Did you know that work to develop artificial alternatives for bear bile, pangolin scales, rhino horn and saiga horn has been ongoing at China’s top research institutions for more than 15 years?

And that studying the therapeutic substances and artificial substitutes of endangered animal ingredients is now a project of State priority?

If you didn’t, it’s not so strange when you think about it – when was the last time you heard a report from Pfizer or AstraZeneca about the next big drug they are developing, before they’ve registered the patent and the product is ready to hit the market?

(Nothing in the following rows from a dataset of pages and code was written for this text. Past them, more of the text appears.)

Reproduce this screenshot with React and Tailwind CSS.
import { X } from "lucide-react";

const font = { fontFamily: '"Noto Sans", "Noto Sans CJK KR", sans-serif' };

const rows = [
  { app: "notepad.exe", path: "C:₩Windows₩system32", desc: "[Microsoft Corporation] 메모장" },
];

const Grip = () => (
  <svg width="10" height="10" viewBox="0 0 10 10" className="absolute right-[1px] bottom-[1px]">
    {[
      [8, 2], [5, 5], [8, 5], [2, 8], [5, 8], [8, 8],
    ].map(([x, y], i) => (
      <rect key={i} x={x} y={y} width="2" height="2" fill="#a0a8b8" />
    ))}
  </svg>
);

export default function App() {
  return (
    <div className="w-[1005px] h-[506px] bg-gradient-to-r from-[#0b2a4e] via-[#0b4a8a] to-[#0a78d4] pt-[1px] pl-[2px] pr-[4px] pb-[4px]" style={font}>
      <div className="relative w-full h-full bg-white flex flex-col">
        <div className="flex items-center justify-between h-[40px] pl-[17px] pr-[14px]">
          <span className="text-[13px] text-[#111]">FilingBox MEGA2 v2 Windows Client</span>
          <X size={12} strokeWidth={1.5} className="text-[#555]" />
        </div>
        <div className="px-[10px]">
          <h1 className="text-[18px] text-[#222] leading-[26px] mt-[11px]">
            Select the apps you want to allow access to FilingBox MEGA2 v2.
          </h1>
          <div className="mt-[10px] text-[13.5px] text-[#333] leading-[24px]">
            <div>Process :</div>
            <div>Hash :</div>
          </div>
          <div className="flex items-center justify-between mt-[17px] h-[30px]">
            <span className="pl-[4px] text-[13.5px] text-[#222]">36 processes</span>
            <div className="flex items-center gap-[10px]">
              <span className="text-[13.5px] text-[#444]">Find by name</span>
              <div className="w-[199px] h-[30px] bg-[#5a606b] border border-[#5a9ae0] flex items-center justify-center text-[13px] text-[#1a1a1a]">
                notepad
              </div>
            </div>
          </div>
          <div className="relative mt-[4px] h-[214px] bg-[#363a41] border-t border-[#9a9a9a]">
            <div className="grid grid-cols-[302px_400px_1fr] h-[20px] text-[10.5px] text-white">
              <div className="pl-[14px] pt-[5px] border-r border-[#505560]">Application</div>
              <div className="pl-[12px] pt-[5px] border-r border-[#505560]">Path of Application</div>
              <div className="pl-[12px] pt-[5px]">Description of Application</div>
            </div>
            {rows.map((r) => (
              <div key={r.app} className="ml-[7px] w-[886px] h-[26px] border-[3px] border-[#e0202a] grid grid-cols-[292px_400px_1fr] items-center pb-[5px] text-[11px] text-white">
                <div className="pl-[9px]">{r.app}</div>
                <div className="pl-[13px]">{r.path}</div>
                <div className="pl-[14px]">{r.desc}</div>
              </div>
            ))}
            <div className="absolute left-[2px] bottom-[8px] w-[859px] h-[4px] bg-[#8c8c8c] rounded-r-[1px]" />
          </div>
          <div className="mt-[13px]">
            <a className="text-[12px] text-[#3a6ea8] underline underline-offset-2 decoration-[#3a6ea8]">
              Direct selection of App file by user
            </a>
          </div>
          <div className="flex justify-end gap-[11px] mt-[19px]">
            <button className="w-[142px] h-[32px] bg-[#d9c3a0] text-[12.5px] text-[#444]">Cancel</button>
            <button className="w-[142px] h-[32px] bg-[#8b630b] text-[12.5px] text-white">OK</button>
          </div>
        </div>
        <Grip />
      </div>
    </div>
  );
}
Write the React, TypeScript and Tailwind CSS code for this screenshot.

Attendees at the New York conference (c) Coalition for Wildlife Protection in TCM


Even the majority of the traditional Chinese medicine (TCM) practitioners attending the recent Second Wildlife Protection in Traditional Chinese Medicine Conference in New York – hosted by the Coalition for Wildlife Protection in TCM – were unaware of these developments.

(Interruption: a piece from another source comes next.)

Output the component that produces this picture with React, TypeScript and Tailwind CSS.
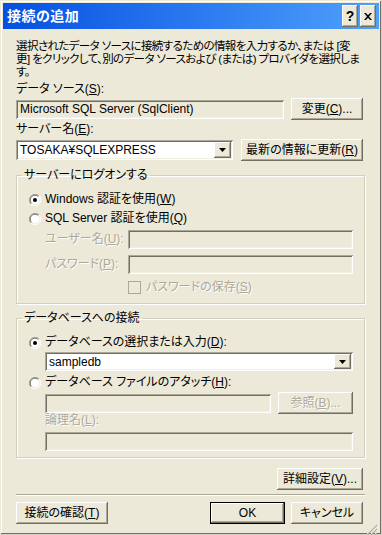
import React from "react";

const raised =
  "shadow-[inset_-1px_-1px_#716F64,inset_1px_1px_#fff,inset_-2px_-2px_#ACA899]";
const raisedDefault =
  "shadow-[inset_0_0_0_1px_#000,inset_-2px_-2px_#716F64,inset_2px_2px_#fff,inset_-3px_-3px_#ACA899]";
const sunken =
  "shadow-[inset_1px_1px_#ACA899,inset_-1px_-1px_#fff,inset_2px_2px_#716F64,inset_-2px_-2px_#F1EFE2]";
const disabledText = "text-[#ACA899] [text-shadow:1px_1px_#fff]";

function Btn({
  children,
  className = "",
  isDefault = false,
  disabled = false,
}: {
  children: React.ReactNode;
  className?: string;
  isDefault?: boolean;
  disabled?: boolean;
}) {
  return (
    <div
      className={`flex h-[22px] shrink-0 items-center justify-center whitespace-nowrap bg-[#ECE9D8] leading-none ${
        isDefault ? raisedDefault : raised
      } ${disabled ? disabledText : ""} ${className}`}
    >
      {children}
    </div>
  );
}

function Field({
  children,
  className = "",
  white = false,
}: {
  children?: React.ReactNode;
  className?: string;
  white?: boolean;
}) {
  return (
    <div
      className={`flex h-[19px] shrink-0 items-center overflow-hidden whitespace-nowrap pl-[4px] leading-none ${sunken} ${
        white ? "bg-white" : "bg-[#ECE9D8]"
      } ${className}`}
    >
      {children}
    </div>
  );
}

function Combo({ value, className = "" }: { value: string; className?: string }) {
  return (
    <div className={`flex h-[20px] shrink-0 items-center bg-white p-[2px] ${sunken} ${className}`}>
      <span className="flex-1 pl-[2px] leading-none">{value}</span>
      <div className={`flex h-full w-[17px] items-center justify-center bg-[#ECE9D8] ${raised}`}>
        <svg width="7" height="4" viewBox="0 0 7 4">
          <path d="M0 0h7L3.5 4z" fill="#000" />
        </svg>
      </div>
    </div>
  );
}

function Radio({ checked = false }: { checked?: boolean }) {
  return (
    <svg width="12" height="12" viewBox="0 0 12 12" className="shrink-0">
      <circle cx="6" cy="6" r="5" fill="#fff" />
      <path d="M1.9 10.1A5.8 5.8 0 0 1 10.1 1.9" fill="none" stroke="#ACA899" strokeWidth="1" />
      <path d="M2.6 9.4A4.8 4.8 0 0 1 9.4 2.6" fill="none" stroke="#716F64" strokeWidth="1" />
      <path d="M10.1 1.9A5.8 5.8 0 0 1 1.9 10.1" fill="none" stroke="#fff" strokeWidth="1" />
      <path d="M9.4 2.6A4.8 4.8 0 0 1 2.6 9.4" fill="none" stroke="#F1EFE2" strokeWidth="1" />
      {checked && <circle cx="6" cy="6" r="2" fill="#000" />}
    </svg>
  );
}

function Group({
  title,
  className = "",
  children,
}: {
  title: string;
  className?: string;
  children: React.ReactNode;
}) {
  return (
    <fieldset
      className={`shrink-0 border border-[#D0D0BF] shadow-[inset_1px_1px_#fff,1px_1px_#fff] ${className}`}
    >
      <legend className="ml-[5px] h-[13px] px-[2px] leading-[13px]">{title}</legend>
      {children}
    </fieldset>
  );
}

function Line({ children, className = "" }: { children: React.ReactNode; className?: string }) {
  return <div className={`h-[13px] whitespace-nowrap leading-[13px] ${className}`}>{children}</div>;
}

export default function App() {
  return (
    <div className="flex h-[535px] w-[382px] flex-col overflow-hidden bg-[#ECE9D8] p-[3px] font-['Liberation_Sans','Noto_Sans_CJK_JP',sans-serif] text-[12px] text-black [font-feature-settings:'palt'] shadow-[inset_-1px_-1px_#D4D0C8,inset_1px_1px_#ECE9D8,inset_-2px_-2px_#716F64,inset_2px_2px_#fff]">
      {/* title bar */}
      <div className="flex h-[26px] shrink-0 items-center bg-gradient-to-r from-[#0450E0] via-[#2A78F0] to-[#4FA0FB] pl-[4px] pr-[3px]">
        <span className="flex-1 text-[14px] font-bold tracking-[0.5px] text-white">接続の追加</span>
        <Btn className="h-[21px] w-[16px] text-[14px] font-bold">?</Btn>
        <Btn className="ml-[2px] h-[21px] w-[16px]">
          <svg width="8" height="7" viewBox="0 0 8 7">
            <path d="M0 0h2l2 2.3L6 0h2L5 3.5 8 7H6L4 4.7 2 7H0l3-3.5z" fill="#000" />
          </svg>
        </Btn>
      </div>

      <div className="flex flex-1 flex-col pl-[13px] pr-[14px]">
        <div className="mt-[11px] text-[11.5px] tracking-[-0.6px]">
          <Line>選択されたデータ ソースに接続するための情報を入力するか、または [変</Line>
          <Line>更] をクリックして、別のデータ ソースおよび (または) プロバイダを選択しま</Line>
          <Line>す。</Line>
        </div>

        <Line className="mt-[4px]">
          データ ソース(<u>S</u>):
        </Line>
        <div className="mt-[2px] flex h-[22px] shrink-0 items-center">
          <Field className="w-[268px]">Microsoft SQL Server (SqlClient)</Field>
          <Btn className="ml-[7px] w-[72px]">
            変更(<u>C</u>)...
          </Btn>
        </div>

        <Line className="mt-[3px]">
          サーバー名(<u>E</u>):
        </Line>
        <div className="mt-[3px] flex h-[22px] shrink-0 items-center">
          <Combo value="TOSAKA¥SQLEXPRESS" className="w-[217px]" />
          <Btn className="ml-[8px] w-[122px]">
            最新の情報に更新(<u>R</u>)
          </Btn>
        </div>

        <Group title="サーバーにログオンする" className="mt-[8px] h-[135px]">
          <div className="mt-[11px] flex h-[13px] items-center gap-[4px] pl-[12px] leading-[13px]">
            <Radio checked />
            <span>
              Windows 認証を使用(<u>W</u>)
            </span>
          </div>
          <div className="mt-[6px] flex h-[13px] items-center gap-[4px] pl-[12px] leading-[13px]">
            <Radio />
            <span>
              SQL Server 認証を使用(<u>Q</u>)
            </span>
          </div>
          <div className="mt-[5px] flex h-[19px] items-center pl-[28px] leading-[13px]">
            <span className={`w-[83px] whitespace-nowrap ${disabledText}`}>
              ユーザー名(<u>U</u>):
            </span>
            <Field className="w-[225px]" />
          </div>
          <div className="mt-[6px] flex h-[19px] items-center pl-[28px] leading-[13px]">
            <span className={`w-[83px] whitespace-nowrap ${disabledText}`}>
              パスワード(<u>P</u>):
            </span>
            <Field className="w-[225px]" />
          </div>
          <div className="mt-[7px] flex h-[13px] items-center gap-[5px] pl-[111px] leading-[13px]">
            <div className="h-[13px] w-[13px] shrink-0 border border-[#ACA899] bg-[#ECE9D8]" />
            <span className={`whitespace-nowrap ${disabledText}`}>
              パスワードの保存(<u>S</u>)
            </span>
          </div>
        </Group>

        <Group title="データベースへの接続" className="mt-[8px] h-[146px]">
          <div className="mt-[11px] flex h-[13px] items-center gap-[4px] pl-[12px] leading-[13px]">
            <Radio checked />
            <span>
              データベースの選択または入力(<u>D</u>):
            </span>
          </div>
          <Combo value="sampledb" className="ml-[28px] mt-[3px] !h-[19px] w-[308px]" />
          <div className="mt-[5px] flex h-[13px] items-center gap-[4px] pl-[12px] leading-[13px]">
            <Radio />
            <span>
              データベース ファイルのアタッチ(<u>H</u>):
            </span>
          </div>
          <div className="mt-[3px] flex h-[22px] items-center pl-[28px]">
            <Field className="w-[226px]" />
            <Btn disabled className="ml-[7px] w-[75px]">
              参照(<u>B</u>)...
            </Btn>
          </div>
          <Line className={`pl-[28px] ${disabledText}`}>
            論理名(<u>L</u>):
          </Line>
          <Field className="ml-[28px] mt-[5px] w-[308px]" />
        </Group>

        <div className="mt-[10px] flex shrink-0 justify-end pr-[2px]">
          <Btn className="w-[86px]">
            詳細設定(<u>V</u>)...
          </Btn>
        </div>

        <div className="mt-[4px] h-[2px] shrink-0 border-t border-[#ACA899] bg-white" />

        <div className="mt-[6px] flex shrink-0 items-center pr-[2px]">
          <Btn className="w-[92px]">
            接続の確認(<u>T</u>)
          </Btn>
          <div className="flex-1" />
          <Btn isDefault className="w-[75px]">
            OK
          </Btn>
          <Btn className="ml-[6px] w-[72px]">キャンセル</Btn>
        </div>

        <div className="flex flex-1 items-end justify-end pb-[1px]">
          <svg width="12" height="12" viewBox="0 0 12 12" className="-mr-[12px]">
            <path d="M11 1L1 11M11 5L5 11M11 9L9 11" stroke="#fff" strokeWidth="1" />
            <path d="M12 1L1 12M12 5L5 12M12 9L9 12" stroke="#ACA899" strokeWidth="1.2" />
          </svg>
        </div>
      </div>
    </div>
  );
}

EIA is encouraged by the research and the positive developments in Government support in China to move away from the use of threatened species in TCM.

However, while secrecy around the development of new medicines is common, it would be good for any shift in policy to be widely publicised as the blatant marketing of threatened species products by wildlife traders and certain pharmaceutical companies is casting a dark shadow over the entire sector despite the diligent research and educative efforts by senior TCM academics and practitioners to move away from the exploitation of such wildlife.

Many traditional medicine practitioners feel misunderstood and stigmatised as the culprits of wildlife population declines by conservation organisations and the mass media, a sentiment we heard in our engagement with traditional health practitioners in South Africa and again at this conference.

Such negative perceptions no doubt hinder collaborative efforts to combat the unsustainable and illegal trade in wildlife.

Ceres presenting at the conference (c) Coalition for Wildlife Protection in TCM

The reality is, it cannot be ignored that the use of threatened wildlife for TCM, legal or illegal, has been a significant driver of the poaching and killing of vulnerable species such as tigers, leopards, pangolins, rhinos, bears, saiga and many more over the past decades, adding further pressure to their survival.

In recognition of the negative impacts of this unsustainable consumption, many TCM practitioners have gone to great lengths to distance themselves from the use of wildlife.

EIA believes we can achieve far more together; strengthening partnerships and finding allies to foster collaborative efforts are among our strategic priorities.

In the true spirit of safeguarding One Health, we must be interdisciplinary in our approach. An important element is for the conservation and TCM sectors to learn from each other, so we can highlight each other’s successes and use robust evidence to advance our cause.

EIA would welcome regular exchanges with like-minded TCM practitioners, academics, manufacturers and distributers such as that of the Coalition so we can stay up to date on their research and policy insights to ensure our correct understanding and presentation of TCM in our campaigning.

In turn, the TCM sector, including the Coalition, would benefit from regular exchanges with EIA and other conservation organisations to gain a better understanding about the conservation status of wildlife species and the unsustainable and illegal trade linked to medicinal use for their efforts to educate and influence stakeholders.

Together, we can amplify each other’s voices and more effectively influence other stakeholders to achieve sustainable, green, wildlife-free and environmentally friendly treatments for the health of human beings and the Earth.

A display of TCM ingredients (c) EIA

The Coalition for Wildlife Protection in TCM is a network of practitioners, educators, researchers, manufacturers and distributors who do not use endangered wild animal products in their treatments. Its mission is to enhance awareness of the need for wildlife protection within the TCM sector and for the public.

EIA was invited to the conference to speak about our work and outline how wildlife exploitation by certain companies in the pharmaceutical and financial sectors undermine efforts to ensure ethical, sustainable practice and One Health.

We remain committed to highlighting regulatory loopholes and exposing wildlife traffickers and companies who engage in unsustainable trade of threatened species.